Items from a dataset ::
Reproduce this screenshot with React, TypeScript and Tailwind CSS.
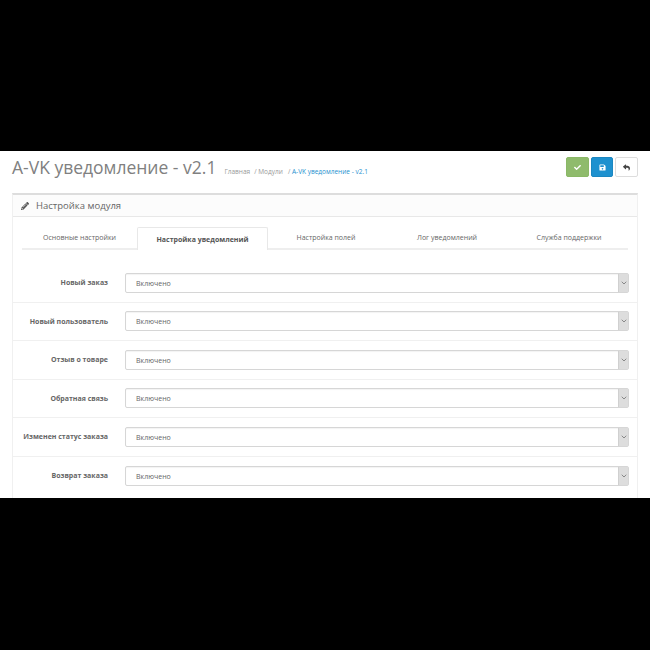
import { FaCheck, FaPencilAlt, FaReply, FaSave } from "react-icons/fa"
import { ChevronDown } from "lucide-react"

const tabs = [
  { label: "Основные настройки", width: "w-[115px]" },
  { label: "Настройка уведомлений", width: "w-[131px]" },
  { label: "Настройка полей", width: "w-[116px]" },
  { label: "Лог уведомлений", width: "w-[126px]" },
  { label: "Служба поддержки", width: "flex-1" },
]

const rows = ["Новый заказ", "Новый пользователь", "Отзыв о товаре", "Обратная связь", "Изменен статус заказа", "Возврат заказа"]

function SelectRow({ label }: { label: string }) {
  return (
    <div className="flex items-center h-[38.5px] shrink-0 border-b border-[#f0f0f0] last:border-b-0 px-[8px]">
      <div className="w-[87px] pt-[1px] shrink-0 text-right text-[7px] font-bold text-[#666] whitespace-nowrap">{label}</div>
      <div className="ml-[17px] flex-1 h-[20px] flex items-stretch bg-white border border-[#d6d6d6] rounded-[2px] shadow-[inset_0_1px_1px_rgba(0,0,0,0.05)]">
        <div className="flex-1 pl-[10px] text-[7px] leading-[20px] text-[#666]">Включено</div>
        <div className="w-[10px] bg-[#ddd] border-l border-[#d0d0d0] flex items-center justify-center">
          <ChevronDown size={8} strokeWidth={2.5} className="text-[#777]" />
        </div>
      </div>
    </div>
  )
}

export default function App() {
  return (
    <div className="w-[650px] h-[650px] flex flex-col bg-black font-['Open_Sans',sans-serif]">
      <div className="h-[151px] shrink-0" />
      <div className="h-[347px] shrink-0 bg-white overflow-hidden px-[12px]">
        <div className="h-[42px] flex items-start justify-between">
          <div className="flex items-baseline mt-[4px]">
            <h1 className="text-[17.5px] leading-[24px] font-normal text-[#808080] whitespace-nowrap">A-VK уведомление - v2.1</h1>
            <div className="ml-[8px] flex text-[6.5px] text-[#999] whitespace-nowrap">
              <span>Главная</span>
              <span className="ml-[4px]">/ Модули</span>
              <span className="ml-[5px]">/ <span className="text-[#1e91cf]">A-VK уведомление - v2.1</span></span>
            </div>
          </div>
          <div className="flex gap-[2px] mt-[6px]">
            <div className="w-[23px] h-[20px] rounded-[2px] bg-[#8fbb6c] border border-[#8ab866] flex items-center justify-center text-white">
              <FaCheck size={7} />
            </div>
            <div className="w-[22px] h-[20px] rounded-[2px] bg-[#1e91cf] border border-[#1b87c1] flex items-center justify-center text-white">
              <FaSave size={7} />
            </div>
            <div className="w-[23px] h-[20px] rounded-[2px] bg-white border border-[#ddd] flex items-center justify-center text-[#444]">
              <FaReply size={7} />
            </div>
          </div>
        </div>

        <div className="border-x border-[#f0f0f0] border-t-2 border-t-[#ddd]">
          <div className="h-[22px] flex items-center pl-[8px] bg-[#fcfcfc] border-b border-[#e8e8e8] text-[#666]">
            <FaPencilAlt size={8} className="text-[#555]" />
            <span className="ml-[7px] text-[9.5px] leading-none">Настройка модуля</span>
          </div>

          <div className="pt-[10px] px-[9px]">
            <div className="flex h-[23px] border-b-2 border-[#eee]">
              {tabs.map((tab, i) => (
                <div
                  key={tab.label}
                  className={
                    i === 1
                      ? `${tab.width} -mb-[2px] h-[23px] pt-[2px] shrink-0 flex items-center justify-center bg-white border border-b-0 border-[#e8e8e8] rounded-t-[2px] text-[7px] font-bold text-[#555] whitespace-nowrap`
                      : `${tab.width} pt-[2px] shrink-0 flex items-center justify-center text-[7px] text-[#666] whitespace-nowrap`
                  }
                >
                  {tab.label}
                </div>
              ))}
            </div>
          </div>

          <div className="mt-[14px] pb-[12px] flex flex-col">
            {rows.map((row) => (
              <SelectRow key={row} label={row} />
            ))}
          </div>
        </div>
      </div>
      <div className="flex-1" />
    </div>
  )
}
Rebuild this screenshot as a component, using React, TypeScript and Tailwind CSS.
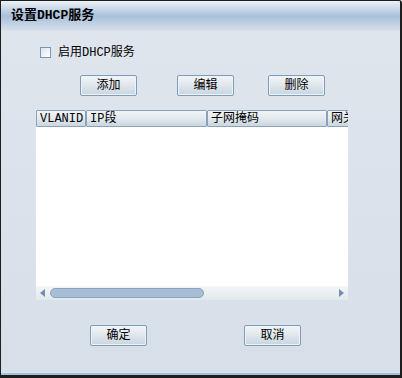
import { ReactNode } from 'react';

const FONT = { fontFamily: '"Liberation Mono","Courier New","Noto Sans CJK SC",monospace' };

function Btn({ children, className = '' }: { children: ReactNode; className?: string }) {
  return (
    <button
      type="button"
      className={`flex h-[21px] w-[57px] shrink-0 items-center justify-center rounded-[2px] border border-[#7f9cb8] bg-gradient-to-b from-[#f3f6f8] via-[#dfe6ec] to-[#c9d5df] text-[12px] leading-none text-black shadow-[inset_0_0_0_1px_#eef3f7] ${className}`}
    >
      {children}
    </button>
  );
}

function HeaderCell({ label, w }: { label: string; w: string }) {
  return (
    <div
      className={`flex h-[17px] shrink-0 items-center overflow-hidden whitespace-nowrap rounded-[1px] border border-[#8aa3ba] bg-gradient-to-b from-[#f2f5f7] via-[#e3e9ee] to-[#cbd6df] pl-[3px] text-[12px] leading-none text-black ${w}`}
    >
      {label}
    </div>
  );
}

export default function App() {
  return (
    <div
      className="flex h-[378px] w-[402px] flex-col overflow-hidden rounded-tr-[3px] border-t border-l border-r-2 border-b-[3px] border-[#1e1e1e] bg-[#dce3eb] text-black"
      style={FONT}
    >
      <div className="flex h-[30px] shrink-0 items-center bg-gradient-to-b from-[#eef2f7] via-[#a8c0da] to-[#d8e1eb] pl-[10px] text-[13px] font-bold">
        设置DHCP服务
      </div>

      <div className="flex flex-1 flex-col border-b-2 border-[#a9c0d9] bg-gradient-to-b from-[#dfe5ed] to-[#d7dfe9]">
        <div className="ml-[39px] mt-[15px] flex h-[13px] items-center gap-[7px]">
          <span className="h-[11px] w-[11px] border border-[#7c97b3] bg-gradient-to-br from-[#dde4eb] to-[#ffffff]" />
          <span className="text-[12px] leading-none">启用DHCP服务</span>
        </div>

        <div className="ml-[79px] mt-[16px] flex">
          <Btn>添加</Btn>
          <Btn className="ml-[40px]">编辑</Btn>
          <Btn className="ml-[34px]">删除</Btn>
        </div>

        <div className="ml-[35px] mt-[14px] flex h-[190px] w-[312px] flex-col overflow-hidden bg-white">
          <div className="flex">
            <HeaderCell label="VLANID" w="w-[50px]" />
            <HeaderCell label="IP段" w="w-[121px]" />
            <HeaderCell label="子网掩码" w="w-[120px]" />
            <HeaderCell label="网关" w="w-[120px]" />
          </div>
          <div className="flex-1" />
          <div className="flex h-[14px] items-center bg-gradient-to-b from-[#f5f7f8] to-[#e2e8eb] px-[4px]">
            <svg width="5" height="8" viewBox="0 0 5 8" className="shrink-0">
              <path d="M5 0 L0 4 L5 8 Z" fill="#6f90b2" />
            </svg>
            <div className="ml-[5px] h-[10px] w-[154px] rounded-full border border-[#86a3c1] bg-[#a9bed5]" />
            <div className="flex-1" />
            <svg width="5" height="8" viewBox="0 0 5 8" className="shrink-0">
              <path d="M0 0 L5 4 L0 8 Z" fill="#6f90b2" />
            </svg>
          </div>
        </div>

        <div className="ml-[89px] mt-[25px] flex">
          <Btn>确定</Btn>
          <Btn className="ml-[97px]">取消</Btn>
        </div>
      </div>
    </div>
  );
}
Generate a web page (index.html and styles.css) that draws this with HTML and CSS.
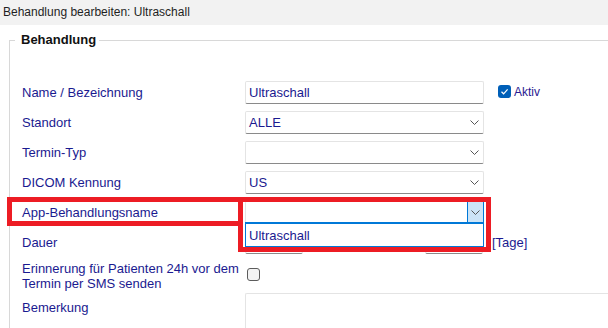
FILE: index.html
```html
<!DOCTYPE html>
<html lang="de">
<head>
<meta charset="utf-8">
<title>Behandlung bearbeiten</title>
<link rel="stylesheet" href="styles.css">
</head>
<body>
<div class="titlebar">Behandlung bearbeiten: Ultraschall</div>
<fieldset class="group">
  <legend class="group-title">Behandlung</legend>
  <div class="form">
    <div class="row">
      <div class="label">Name / Bezeichnung</div>
      <div class="ctl">
        <div class="field">Ultraschall</div>
        <span class="check check-on"><svg width="13" height="13" viewBox="0 0 13 13"><polyline points="3.5,6.8 5.6,8.8 9.6,4.4" fill="none" stroke="#fff" stroke-width="1.2"/></svg></span>
        <span class="check-label">Aktiv</span>
      </div>
    </div>
    <div class="row">
      <div class="label">Standort</div>
      <div class="ctl">
        <div class="field select"><span>ALLE</span><svg class="chev" width="9" height="5" viewBox="0 0 9 5"><polyline points="0.5,0.5 4.5,4.5 8.5,0.5" fill="none" stroke="#555" stroke-width="1"/></svg></div>
      </div>
    </div>
    <div class="row">
      <div class="label">Termin-Typ</div>
      <div class="ctl">
        <div class="field select"><span></span><svg class="chev" width="9" height="5" viewBox="0 0 9 5"><polyline points="0.5,0.5 4.5,4.5 8.5,0.5" fill="none" stroke="#555" stroke-width="1"/></svg></div>
      </div>
    </div>
    <div class="row">
      <div class="label">DICOM Kennung</div>
      <div class="ctl">
        <div class="field select"><span>US</span><svg class="chev" width="9" height="5" viewBox="0 0 9 5"><polyline points="0.5,0.5 4.5,4.5 8.5,0.5" fill="none" stroke="#555" stroke-width="1"/></svg></div>
      </div>
    </div>
    <div class="row">
      <div class="label">App-Behandlungsname</div>
      <div class="ctl">
        <div class="field select open"><span></span>
          <span class="drop-btn"><svg class="chev" width="9" height="5" viewBox="0 0 9 5"><polyline points="0.5,0.5 4.5,4.5 8.5,0.5" fill="none" stroke="#555" stroke-width="1"/></svg></span>
          <div class="droplist"><div class="option">Ultraschall</div></div>
        </div>
      </div>
    </div>
    <div class="row">
      <div class="label">Dauer</div>
      <div class="ctl">
        <div class="field small"></div>
        <div class="field small second"></div>
        <span class="unit">[Tage]</span>
      </div>
    </div>
    <div class="row row-tall">
      <div class="label label-multi">Erinnerung für Patienten 24h vor dem<br>Termin per SMS senden</div>
      <div class="ctl ctl-top">
        <span class="check check-off"></span>
      </div>
    </div>
    <div class="row row-last">
      <div class="label label-multi label-pad">Bemerkung</div>
      <div class="ctl ctl-top">
        <div class="textarea"></div>
      </div>
    </div>
  </div>
</fieldset>
<div class="mark mark-label"></div>
<div class="mark mark-select"></div>
</body>
</html>
```
FILE: styles.css
```css
html, body {
  margin: 0;
  padding: 0;
  background: #fff;
}
body {
  position: relative;
  width: 608px;
  height: 328px;
  overflow: hidden;
  font-family: "Liberation Sans", Arial, sans-serif;
  font-size: 13px;
  color: #1a1a90;
}
.titlebar {
  height: 25px;
  line-height: 25px;
  padding-left: 3px;
  background: #f2f2f2;
  color: #1f1f1f;
  font-size: 12px;
}
.group {
  margin: 7px 0 0 9px;
  padding: 0 0 0 12px;
  border: 1px solid #d8d8d8;
  border-right: none;
  border-bottom: none;
  min-width: 0;
}
.group-title {
  font-weight: bold;
  font-size: 13px;
  line-height: 16px;
  color: #111;
  padding: 0 3px 0 6px;
  margin-left: -7px;
}
.form {
  padding-top: 33px;
}
.row {
  display: grid;
  grid-template-columns: 223px 1fr;
  height: 30px;
}
.row-tall {
  height: 32px;
}
.row-last {
  height: 35px;
}
.label {
  line-height: 23px;
  white-space: nowrap;
}
.label-multi {
  line-height: 15px;
}
.label-pad {
  padding-top: 7px;
}
.ctl {
  display: flex;
  align-items: center;
  height: 23px;
}
.ctl-top {
  align-items: flex-start;
  height: auto;
}
.field {
  position: relative;
  box-sizing: border-box;
  width: 239px;
  height: 23px;
  padding: 0 4px 0 3px;
  line-height: 21px;
  background: #fff;
  border: 1px solid #e4e4e4;
  border-bottom: 1px solid #8a8a8a;
  border-radius: 2px;
  color: #1a1a90;
}
.select {
  display: flex;
  justify-content: space-between;
  align-items: center;
}
.chev {
  display: block;
}
.open {
  padding-right: 0;
}
.drop-btn {
  box-sizing: border-box;
  width: 17px;
  height: 22px;
  margin-top: -1px;
  margin-right: -1px;
  background: #cce4f7;
  border: 1px solid #0078d7;
  display: flex;
  align-items: center;
  justify-content: center;
}
.droplist {
  position: absolute;
  left: -1px;
  top: 20px;
  width: 239px;
  height: 25px;
  box-sizing: border-box;
  background: #fff;
  border: 1px solid #0078d7;
  border-top: 2px solid #0078d7;
  z-index: 2;
}
.option {
  padding: 1px 0 0 3px;
  line-height: 22px;
  color: #1a1a90;
}
.small {
  width: 58px;
}
.second {
  margin-left: 122px;
}
.unit {
  margin-left: 9px;
}
.check {
  box-sizing: border-box;
  display: inline-block;
  width: 13px;
  height: 13px;
  border-radius: 3px;
}
.check svg {
  display: block;
}
.check-on {
  background: #005fb8;
  margin-left: 14px;
  margin-top: -2px;
}
.check-off {
  background: #f3f3f3;
  border: 1px solid #5c5c5c;
  margin-left: 2px;
  margin-top: 7px;
}
.check-label {
  margin-left: 3px;
  font-size: 12px;
  color: #2a1a90;
  margin-top: -2px;
}
.textarea {
  box-sizing: border-box;
  width: 363px;
  height: 35px;
  border: 1px solid #e4e4e4;
  border-right: none;
  border-bottom: none;
  border-radius: 2px 0 0 0;
  background: #fff;
}
.mark {
  position: absolute;
  box-sizing: border-box;
  border: 5px solid #ed1c24;
  z-index: 5;
}
.mark-label {
  left: 7px;
  top: 197px;
  width: 236px;
  height: 29px;
}
.mark-select {
  left: 238px;
  top: 197px;
  width: 253px;
  height: 55px;
}
```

WRITTEN EXERCISE :: Provide the count, and nothing else, of lines in the data above where the word "styles" occurs.

OUTPUT FOR THIS EXERCISE :: 3